Bu, Amerikan halkının karakterini ele verecek bir cevaptır aynı zamanda. Gallup’un 1968’deki bir kamuoyu yoklaması Amerikalıların sadece yüzde 18’inin merkez şehirlerde oturmayı tercih ettiklerini ortaya koymuştu. Geri kalanı ya banliyölerde ya da küçük kasaba ve çiftliklerde yaşamak istediklerini söylemişlerdi araştırmacılara. Buradan çıkan sonuç ise Amerikan halkının bir şehirleşme bunalımı olmadığı, tam tersine “bir kırsallaşma problemi”nin bulunduğudur. Avrupa ülkelerinin çoğundan farklı olarak Amerikan halkı tabiata daha yakın yaşamak isteyen bir karaktere sahiptir. Bunu, bir asır önce Veblen de bütün açıklığıyla tespit etmiş ve Amerikalıların çim sevdasından ve avcılığa merakından yola çıkarak ondaki “barbar damar”ın ölmeyen gücünden söz etmişti. Bu damar, Avrupa’da büyük ölçüde kaybolmuştu; ama Amerika’ya dinamizmini veren damar da buydu Veblen’e göre.

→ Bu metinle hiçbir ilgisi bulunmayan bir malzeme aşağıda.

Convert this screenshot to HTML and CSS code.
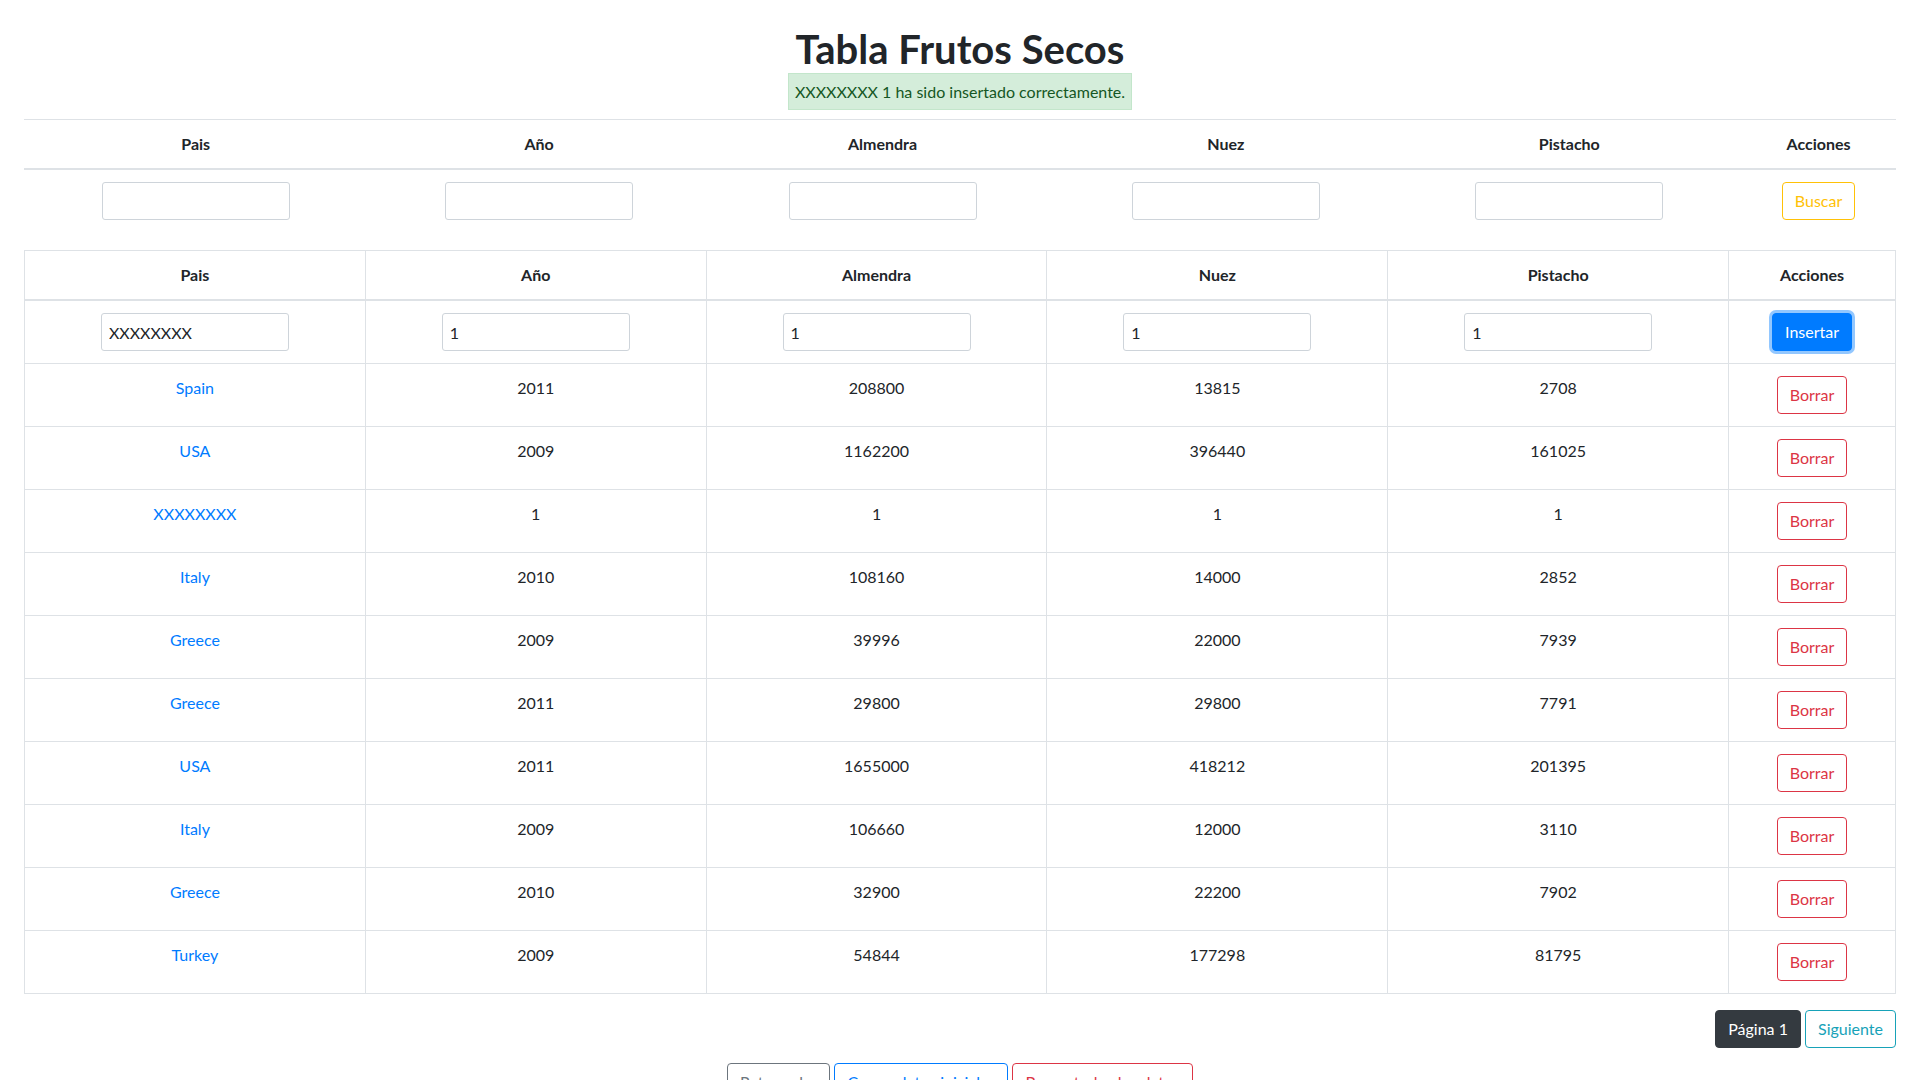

Peki dışarıdan alınan bu kadar göçmen nereye yerleşmektedir? Cevap basit: Önce ilk hevesle büyük şehirlere yığılan bu göçmenler, birkaç yıl içerisinde kırsal kesime kaymaktadırlar. Böylece büyük şehirler, göçmenler için sürekli kalınacak bir yer değil, bir süre kalındıktan sonra Amerika’nın kırsal kesimlerine geçilecek bir “antrepo” ödevi görmektedir. Büyük şehirler, yeni gelenleri Amerikan hayat tarzına alıştırma ve nasıl yaşanacağını öğretme yeridir. Onları şehirli yapmak için değil, büyük şehirleri terk edebilmelerine imkân verecek kadar şehirlileştirmek için bu antrepoda geçici bir süre misafir edilirler.

Uzun sözün kısası, Amerikalılar “şehirleşme” denilince büyük şehirlere yığılmayı değil, daha önce şehir vasfı kazanmamış kırsal bölgelerin yeni yerleşimlerle şehre benzemesini anlıyor ve bence kelimeye en sahih anlamı atfediyorlar. Yani köyden şehre göçe değil, şehirden köye göçe şehirleşme adını veriyorlar.

Demek ki bütün toplumların uymak zorunda oldukları bir şehirleşme olgusundan söz ederken daha dikkatli olmalıyız. Bunu bilmediğimiz için de güzelim şehirlerimizi yıkıp yerine bugünkü ucubeleri dikme planlarına belediyelerimiz “imar planları” adını vermiştir. Sanki daha önce mamur yerler değillermiş gibi!